Given request: With the pictures left out, copy the listing below exactly.

Source data:
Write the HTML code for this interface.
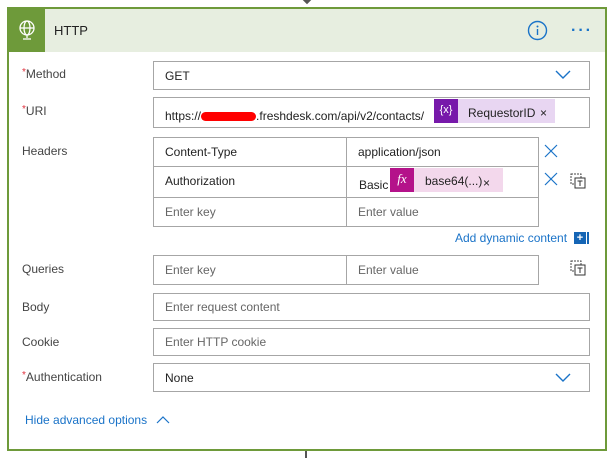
<html><head><style>
body{margin:0;width:613px;height:458px;background:#fff;font-family:"Liberation Sans",sans-serif;font-size:12px;color:#333;position:relative;overflow:hidden}
.a{position:absolute}
.lbl{position:absolute;left:22px;color:#444;font-size:12px}
.req{color:#e0313e;font-size:10px;vertical-align:top}
.box{position:absolute;border:1px solid #a6a6a6;box-sizing:border-box;background:#fff}
.t{position:absolute;top:50%;transform:translateY(-50%);left:11px;white-space:nowrap}
.ph{color:#666}
</style></head><body>
<div class="a" style="left:304px;top:0;width:6px;height:6px;background:#555;transform:rotate(45deg);top:-3px"></div>
<div class="a" style="left:7px;top:7px;width:600px;height:444px;border:2px solid #6e9a3a;box-sizing:border-box"></div>
<div class="a" style="left:9px;top:9px;width:596px;height:43px;background:#e7eee0"></div>
<div class="a" style="left:9px;top:9px;width:36px;height:43px;background:#6e9a3a"></div>
<svg class="a" style="left:16px;top:17px" width="22" height="26" viewBox="0 0 22 26"><g fill="none" stroke="#fff" stroke-width="1.3"><circle cx="11" cy="11" r="7"/><ellipse cx="11" cy="11" rx="3" ry="7"/><line x1="4" y1="11" x2="18" y2="11"/><line x1="11" y1="18" x2="11" y2="21"/><line x1="7" y1="22" x2="15" y2="22"/></g></svg>
<div class="a" style="left:54px;top:23px;font-size:13px;color:#222">HTTP</div>
<svg class="a" style="left:527px;top:20px" width="21" height="21"><circle cx="10.5" cy="10.5" r="9" fill="none" stroke="#1a73c8" stroke-width="1.4"/><line x1="10.5" y1="9" x2="10.5" y2="15" stroke="#1a73c8" stroke-width="1.4"/><circle cx="10.5" cy="6.5" r="1" fill="#1a73c8"/></svg>
<div class="a" style="left:571px;top:22px;color:#1a73c8;font-size:16px;letter-spacing:2px;font-weight:bold">···</div>

<div class="lbl" style="top:67px"><span class="req">*</span>Method</div>
<div class="box" style="left:153px;top:61px;width:437px;height:29px"><span class="t" style="color:#222">GET</span></div>
<svg class="a" style="left:555px;top:70px" width="16" height="10"><polyline points="1,1 8,8 15,1" fill="none" stroke="#1a73c8" stroke-width="1.4"/></svg>

<div class="lbl" style="top:104px"><span class="req">*</span>URI</div>
<div class="box" style="left:153px;top:97px;width:437px;height:31px"></div>
<div class="a" style="left:165px;top:109px;color:#222">https://<span style="display:inline-block;width:55px;height:9px;background:#f00;border-radius:5px;vertical-align:middle"></span>.freshdesk.com/api/v2/contacts/</div>
<div class="a" style="left:434px;top:99px;width:121px;height:24px;background:#e8d6f2"></div>
<div class="a" style="left:434px;top:99px;width:24px;height:24px;background:#7719aa;color:#fff;font-size:11px;text-align:center;line-height:22px">{x}</div>
<div class="a" style="left:468px;top:106px;color:#222">RequestorID</div>
<div class="a" style="left:540px;top:106px;color:#222">×</div>

<div class="lbl" style="top:144px">Headers</div>
<div class="box" style="left:153px;top:137px;width:386px;height:90px"></div>
<div class="a" style="left:153px;top:166px;width:386px;height:1px;background:#a6a6a6"></div>
<div class="a" style="left:153px;top:197px;width:386px;height:1px;background:#a6a6a6"></div>
<div class="a" style="left:346px;top:137px;width:1px;height:90px;background:#a6a6a6"></div>
<div class="a" style="left:165px;top:145px;color:#222">Content-Type</div>
<div class="a" style="left:358px;top:145px;color:#222">application/json</div>
<div class="a" style="left:165px;top:174px;color:#222">Authorization</div>
<div class="a" style="left:359px;top:178px;color:#222">Basic</div>
<div class="a" style="left:390px;top:168px;width:113px;height:24px;background:#f3d8ec"></div>
<div class="a" style="left:390px;top:168px;width:24px;height:24px;background:#b4128a;color:#fff;font-family:'Liberation Serif',serif;font-style:italic;font-size:13px;text-align:center;line-height:22px">fx</div>
<div class="a" style="left:425px;top:174px;color:#222">base64(...)</div>
<div class="a" style="left:483px;top:176px;color:#222">×</div>
<div class="a ph" style="left:165px;top:205px">Enter key</div>
<div class="a ph" style="left:358px;top:205px">Enter value</div>
<svg class="a" style="left:544px;top:144px" width="14" height="14"><path d="M1 1L13 13M13 1L1 13" stroke="#1a73c8" stroke-width="1.2"/></svg>
<svg class="a" style="left:544px;top:172px" width="14" height="14"><path d="M1 1L13 13M13 1L1 13" stroke="#1a73c8" stroke-width="1.2"/></svg>
<svg class="a" style="left:570px;top:173px" width="16" height="16"><rect x="1" y="1" width="10" height="10" fill="none" stroke="#444" stroke-dasharray="2,1"/><rect x="5" y="5" width="10" height="10" fill="#fff" stroke="#333"/><path d="M7.5 8h5M10 8v5" stroke="#333"/></svg>
<div class="a" style="left:455px;top:231px;color:#1a73c8">Add dynamic content</div>
<div class="a" style="left:574px;top:232px;width:12px;height:12px;background:#1565b5;color:#fff;font-size:11px;line-height:12px;text-align:center;font-weight:bold">+</div>
<div class="a" style="left:587px;top:232px;width:2px;height:12px;background:#1565b5"></div>

<div class="lbl" style="top:262px">Queries</div>
<div class="box" style="left:153px;top:255px;width:386px;height:30px"></div>
<div class="a" style="left:346px;top:255px;width:1px;height:30px;background:#a6a6a6"></div>
<div class="a ph" style="left:165px;top:263px">Enter key</div>
<div class="a ph" style="left:358px;top:263px">Enter value</div>
<svg class="a" style="left:570px;top:260px" width="16" height="16"><rect x="1" y="1" width="10" height="10" fill="none" stroke="#444" stroke-dasharray="2,1"/><rect x="5" y="5" width="10" height="10" fill="#fff" stroke="#333"/><path d="M7.5 8h5M10 8v5" stroke="#333"/></svg>

<div class="lbl" style="top:300px">Body</div>
<div class="box" style="left:153px;top:293px;width:437px;height:28px"><span class="t ph">Enter request content</span></div>
<div class="lbl" style="top:335px">Cookie</div>
<div class="box" style="left:153px;top:328px;width:437px;height:28px"><span class="t ph">Enter HTTP cookie</span></div>
<div class="lbl" style="top:370px"><span class="req">*</span>Authentication</div>
<div class="box" style="left:153px;top:363px;width:437px;height:29px"><span class="t" style="color:#222">None</span></div>
<svg class="a" style="left:555px;top:373px" width="16" height="10"><polyline points="1,1 8,8 15,1" fill="none" stroke="#1a73c8" stroke-width="1.4"/></svg>
<div class="a" style="left:25px;top:413px;color:#1a73c8">Hide advanced options</div>
<svg class="a" style="left:156px;top:415px" width="14" height="9"><polyline points="1,8 7,2 13,8" fill="none" stroke="#1a73c8" stroke-width="1.2"/></svg>
<div class="a" style="left:305px;top:451px;width:2px;height:7px;background:#555"></div>
</body></html>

Problem solution:
Write the HTML code for this interface.
<html><head><style>
body{margin:0;width:613px;height:458px;background:#fff;font-family:"Liberation Sans",sans-serif;font-size:12px;color:#333;position:relative;overflow:hidden}
.a{position:absolute}
.lbl{position:absolute;left:22px;color:#444;font-size:12px}
.req{color:#e0313e;font-size:10px;vertical-align:top}
.box{position:absolute;border:1px solid #a6a6a6;box-sizing:border-box;background:#fff}
.t{position:absolute;top:50%;transform:translateY(-50%);left:11px;white-space:nowrap}
.ph{color:#666}
</style></head><body>
<div class="a" style="left:304px;top:0;width:6px;height:6px;background:#555;transform:rotate(45deg);top:-3px"></div>
<div class="a" style="left:7px;top:7px;width:600px;height:444px;border:2px solid #6e9a3a;box-sizing:border-box"></div>
<div class="a" style="left:9px;top:9px;width:596px;height:43px;background:#e7eee0"></div>
<div class="a" style="left:9px;top:9px;width:36px;height:43px;background:#6e9a3a"></div>
<svg class="a" style="left:16px;top:17px" width="22" height="26" viewBox="0 0 22 26"><g fill="none" stroke="#fff" stroke-width="1.3"><circle cx="11" cy="11" r="7"/><ellipse cx="11" cy="11" rx="3" ry="7"/><line x1="4" y1="11" x2="18" y2="11"/><line x1="11" y1="18" x2="11" y2="21"/><line x1="7" y1="22" x2="15" y2="22"/></g></svg>
<div class="a" style="left:54px;top:23px;font-size:13px;color:#222">HTTP</div>
<svg class="a" style="left:527px;top:20px" width="21" height="21"><circle cx="10.5" cy="10.5" r="9" fill="none" stroke="#1a73c8" stroke-width="1.4"/><line x1="10.5" y1="9" x2="10.5" y2="15" stroke="#1a73c8" stroke-width="1.4"/><circle cx="10.5" cy="6.5" r="1" fill="#1a73c8"/></svg>
<div class="a" style="left:571px;top:22px;color:#1a73c8;font-size:16px;letter-spacing:2px;font-weight:bold">···</div>

<div class="lbl" style="top:67px"><span class="req">*</span>Method</div>
<div class="box" style="left:153px;top:61px;width:437px;height:29px"><span class="t" style="color:#222">GET</span></div>
<svg class="a" style="left:555px;top:70px" width="16" height="10"><polyline points="1,1 8,8 15,1" fill="none" stroke="#1a73c8" stroke-width="1.4"/></svg>

<div class="lbl" style="top:104px"><span class="req">*</span>URI</div>
<div class="box" style="left:153px;top:97px;width:437px;height:31px"></div>
<div class="a" style="left:165px;top:109px;color:#222">https://<span style="display:inline-block;width:55px;height:9px;background:#f00;border-radius:5px;vertical-align:middle"></span>.freshdesk.com/api/v2/contacts/</div>
<div class="a" style="left:434px;top:99px;width:121px;height:24px;background:#e8d6f2"></div>
<div class="a" style="left:434px;top:99px;width:24px;height:24px;background:#7719aa;color:#fff;font-size:11px;text-align:center;line-height:22px">{x}</div>
<div class="a" style="left:468px;top:106px;color:#222">RequestorID</div>
<div class="a" style="left:540px;top:106px;color:#222">×</div>

<div class="lbl" style="top:144px">Headers</div>
<div class="box" style="left:153px;top:137px;width:386px;height:90px"></div>
<div class="a" style="left:153px;top:166px;width:386px;height:1px;background:#a6a6a6"></div>
<div class="a" style="left:153px;top:197px;width:386px;height:1px;background:#a6a6a6"></div>
<div class="a" style="left:346px;top:137px;width:1px;height:90px;background:#a6a6a6"></div>
<div class="a" style="left:165px;top:145px;color:#222">Content-Type</div>
<div class="a" style="left:358px;top:145px;color:#222">application/json</div>
<div class="a" style="left:165px;top:174px;color:#222">Authorization</div>
<div class="a" style="left:359px;top:178px;color:#222">Basic</div>
<div class="a" style="left:390px;top:168px;width:113px;height:24px;background:#f3d8ec"></div>
<div class="a" style="left:390px;top:168px;width:24px;height:24px;background:#b4128a;color:#fff;font-family:'Liberation Serif',serif;font-style:italic;font-size:13px;text-align:center;line-height:22px">fx</div>
<div class="a" style="left:425px;top:174px;color:#222">base64(...)</div>
<div class="a" style="left:483px;top:176px;color:#222">×</div>
<div class="a ph" style="left:165px;top:205px">Enter key</div>
<div class="a ph" style="left:358px;top:205px">Enter value</div>
<svg class="a" style="left:544px;top:144px" width="14" height="14"><path d="M1 1L13 13M13 1L1 13" stroke="#1a73c8" stroke-width="1.2"/></svg>
<svg class="a" style="left:544px;top:172px" width="14" height="14"><path d="M1 1L13 13M13 1L1 13" stroke="#1a73c8" stroke-width="1.2"/></svg>
<svg class="a" style="left:570px;top:173px" width="16" height="16"><rect x="1" y="1" width="10" height="10" fill="none" stroke="#444" stroke-dasharray="2,1"/><rect x="5" y="5" width="10" height="10" fill="#fff" stroke="#333"/><path d="M7.5 8h5M10 8v5" stroke="#333"/></svg>
<div class="a" style="left:455px;top:231px;color:#1a73c8">Add dynamic content</div>
<div class="a" style="left:574px;top:232px;width:12px;height:12px;background:#1565b5;color:#fff;font-size:11px;line-height:12px;text-align:center;font-weight:bold">+</div>
<div class="a" style="left:587px;top:232px;width:2px;height:12px;background:#1565b5"></div>

<div class="lbl" style="top:262px">Queries</div>
<div class="box" style="left:153px;top:255px;width:386px;height:30px"></div>
<div class="a" style="left:346px;top:255px;width:1px;height:30px;background:#a6a6a6"></div>
<div class="a ph" style="left:165px;top:263px">Enter key</div>
<div class="a ph" style="left:358px;top:263px">Enter value</div>
<svg class="a" style="left:570px;top:260px" width="16" height="16"><rect x="1" y="1" width="10" height="10" fill="none" stroke="#444" stroke-dasharray="2,1"/><rect x="5" y="5" width="10" height="10" fill="#fff" stroke="#333"/><path d="M7.5 8h5M10 8v5" stroke="#333"/></svg>

<div class="lbl" style="top:300px">Body</div>
<div class="box" style="left:153px;top:293px;width:437px;height:28px"><span class="t ph">Enter request content</span></div>
<div class="lbl" style="top:335px">Cookie</div>
<div class="box" style="left:153px;top:328px;width:437px;height:28px"><span class="t ph">Enter HTTP cookie</span></div>
<div class="lbl" style="top:370px"><span class="req">*</span>Authentication</div>
<div class="box" style="left:153px;top:363px;width:437px;height:29px"><span class="t" style="color:#222">None</span></div>
<svg class="a" style="left:555px;top:373px" width="16" height="10"><polyline points="1,1 8,8 15,1" fill="none" stroke="#1a73c8" stroke-width="1.4"/></svg>
<div class="a" style="left:25px;top:413px;color:#1a73c8">Hide advanced options</div>
<svg class="a" style="left:156px;top:415px" width="14" height="9"><polyline points="1,8 7,2 13,8" fill="none" stroke="#1a73c8" stroke-width="1.2"/></svg>
<div class="a" style="left:305px;top:451px;width:2px;height:7px;background:#555"></div>
</body></html>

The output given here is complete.